Effect of Sm-$A$short-range order on the activation energies of translational and rotational viscosities of nematic liquid crystals with highly polar molecules

Abstract

We report experimental studies on the temperature-dependent translational and rotational viscosities of a few nematic liquid crystals made of highly polar molecules. Cyanobiphenyl (nCB) with longitudinal and cyanobicyclohexane molecules (CCN-mn) with transverse dipole moments were chosen and the measurements were made in the nematic phase. The translational viscosity (shear viscosity) is measured by using a rheometer and the rotational viscosity is measured from the dynamics of the Freedericksz transition by measuring the optical phase-retardation decay of the sample. The associated activation energies are obtained from the fitting of the appropriate equation in the nematic phase.
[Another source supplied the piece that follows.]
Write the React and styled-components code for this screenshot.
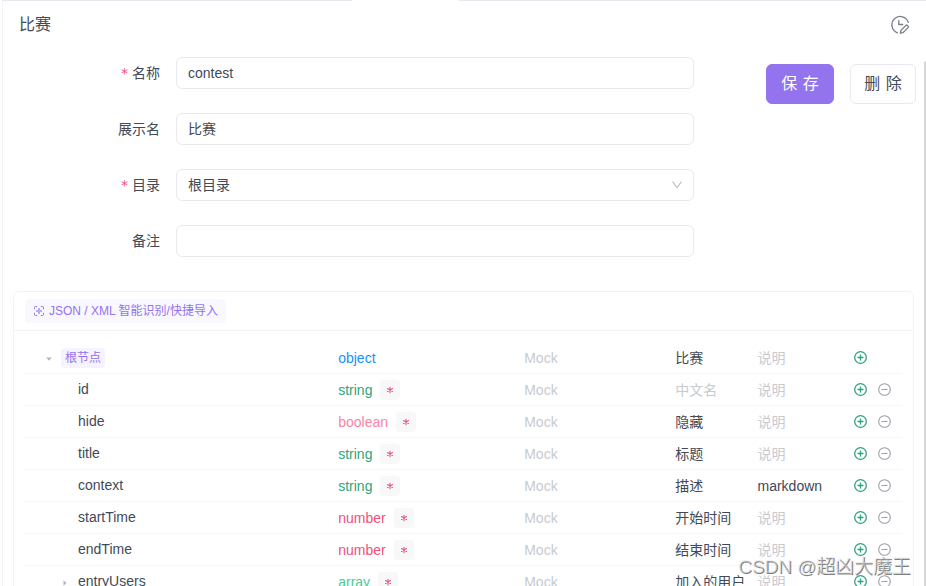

Only 8CB and CCN-47 exhibits N to Sm-A phase transition and their activation energies of translational and rotational viscosities are larger compared to the shortest homologs in the respective series. Both activation energies of 8CB are significantly larger than that of CCN-47. The temperature-dependent steady states of the director distribution under shear are comprehensibly reflected in the rheodielectric measurements of 8CB than that of CCN-47. The results are explained based on the differences in the Sm-A short-range orders and the critical slowing down of the order parameter fluctuations. We present a simple physical model of molecular association that gives rise to different Sm-A short-range orders in both classes of compounds.